The Left at Christian Univs, part 3: Diversity

Category: Uncategorizedharmonicminer @ 8:48 pm
If you care to understand the development of diversity as an ideological, political enterprise in higher education, you need to read this book.

Diversity: The Invention of a Concept, by Peter W. Wood, was published in 2003, in the same time frame as the Supreme Court’s ruling in Gratz v. Bollinger, preceding by just a bit the ruling that outlawed University of Michigan’s undergraduate racial quotas for failing to meet the test of being “narrowly tailored.”
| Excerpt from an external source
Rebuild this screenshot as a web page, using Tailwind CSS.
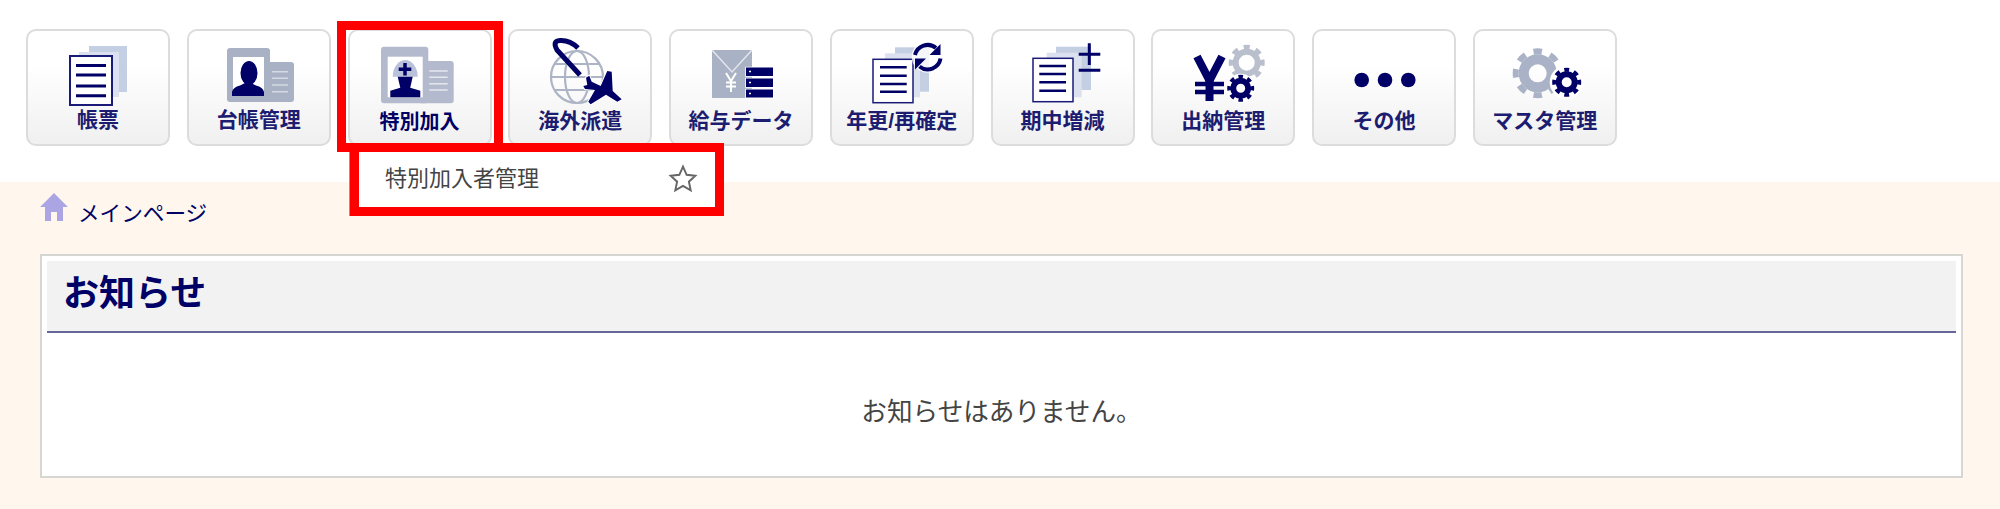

It is essential reading for anyone, right or left, who wants to understand the development of the diversity initiatives that are so popular in colleges and universities, as well as certain non-profits, government agencies and even some businesses, especially large corporations. It is very scholarly, dense with references (they don’t get in the way of the narrative, but they provide sources for further study, or confirmation for doubters), historically grounded, yet highly readable and accessible to general readers. The author is a professor of anthropology, and former Associate Provost of Boston University. He’s seen academia from the classroom and the administration building.

Better reviews than I would be likely to write can be found here and here.

Why it matters

As I discussed in The Left at Christian Universities, part 2, a trend for Christian universities and colleges seems to be to move left by adopting essentially secular enterprises. Diversity, as understood for the last 30 years or so, is one of these, regardless of how we adorn it. In an upcoming post, I’ll very briefly review some that history. However, for the full story, from 19th century antecedents to 1970s court cases to 1990s academic dogma, this book is a goldmine.

UPDATE: Part 4 in this series here.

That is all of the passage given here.